Why, in 2022 are the issues and problematic systems that we were struggling with in 2010 still keeping engineers up at night? Why are these issues even more prevalent across more industries than they were back then? Back then, we were still in an era when a conversation about SQL at the marketing team meeting was likely to veer towards whether Hollywood should stop making new sequels to Jurassic Park now that even Jeff Goldblum was finding it clichéd. Now, the culture of marketing has swung so far to the technical side that many marketers can debate the merits of SQL v. Hadoop, and yet our sources of potential failure, including our dependencies on third party APIs, are greater than they’ve ever been. Therein, IMHO, lies the problem.

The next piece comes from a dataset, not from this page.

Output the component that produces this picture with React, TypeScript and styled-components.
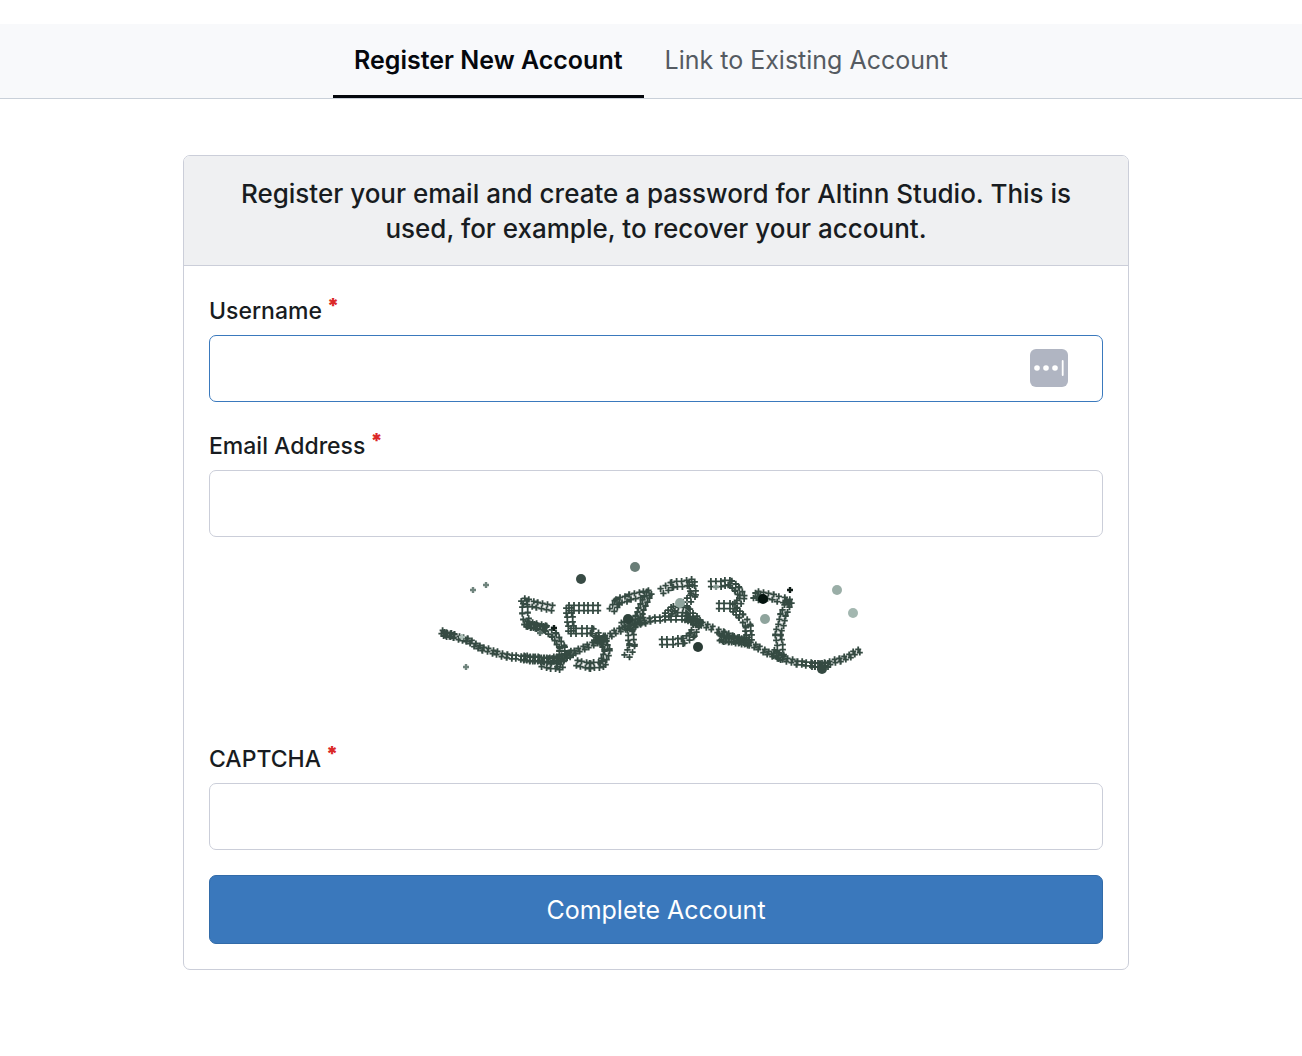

While building an in-house API ad system in 2010 was revolutionary, the reasoning and the rewards were the same then as they are today. APIs and other modern technologies enable a scale of growth simply unachievable without some level of automation, and the companies who can build faster and better have a competitive advantage that is pivotal for success. In the case of digital marketing, billions of keywords can be managed in real-time based on complex rulesets that maximize ROI and revenue in a way that is simply impossible if an individual marketer is sitting at their desk with the Google Ads interface open, poking at some bids before they head out for lunch. APIs enable marketing to function at a level of customization necessary to address the complexity of users and platforms today - a level totally unimagined twenty years ago when ads were often being bought based on Nielsen ratings and blasted to huge audiences with the hope that something might stick. Expectations and OKRs today don’t mesh with the old “throw it at the wall” style. ROI is judged harshly and channels are shut down at the drop of a hat, and so the only way to succeed is to rely on the sophistication that digital marketing technology enables, almost all of which leverages APIs in one way or another.

APIs and other modern technologies enable a scale of growth simply unachievable without some level of automation, and the companies who can build faster and better have a competitive advantage that is pivotal for success.

So, acknowledging why we are putting up with technology that causes major headaches in the middle of the night when something goes wrong, I will return to the greater question of why the lived experience of teams working with these systems hasn’t improved in the twelve years that technology has leapt forward. Simply put: the pace of change as companies and teams move cloud-native has reached escape velocity. The flood of data and snowballing complexity of these technologies is moving faster than marketers or software engineers (or human brains) can catch up. The movement towards stacks and products that are built on daisy-chained API dependencies has left major blindspots that still leave teams across companies biting their nails in the dark when something goes wrong. While engineers are frantically passing the hot potato, searching desperately for the real owner of a cascading fire that has spread so quickly that the source can’t even be easily pinpointed amongst the burning embers, people across departments are waiting helplessly to deal with the fallout. Marketers are rushing to shut down ad spend and limit impact on ROI, sales reps are bracing to explain issues and missed SLAs to angry customers, and CEOs are cracking their knuckles as they poise themselves to explain the failures to whomever is left in the chain of important apologies.

The movement towards stacks and products that are built on daisy-chained API dependencies has left major blindspots that still leave teams across companies biting their nails in the dark when something goes wrong.

That is why I’m so excited about the approach that Operant is taking to solve a problem that, to me, feels like it should already be solved after twelve years of rapid improvements and exceptional innovations in software. Sitting on your hands, waiting for a Slack message from an SRE with an update while you frantically shut down ad spend shouldn’t still be a thing in 2022, and while there are always organizational complexities that compound difficulties, at its core, it is a problem that *can* be solved with technology.

Operant’s data-first approach and cloud-native controls like API rate limits, circuit breakers, and canary deploys prevent major issues before full deployment to production, significantly reducing the chances of an outage (and a midnight panic attack) to begin with. When things do go wrong, the real-time visibility into failure propagation across APIs and services allows engineers to focus on the real source of a problem, even if it is caused by a third party, instead of spinning wheels for hours just trying to figure out which API went down first. One-click troubleshooting controls for common cloud-native issues make the fixes faster, so that escalations across departments are fewer and less catastrophic.

And in today’s world, we could all use fewer catastrophes, right?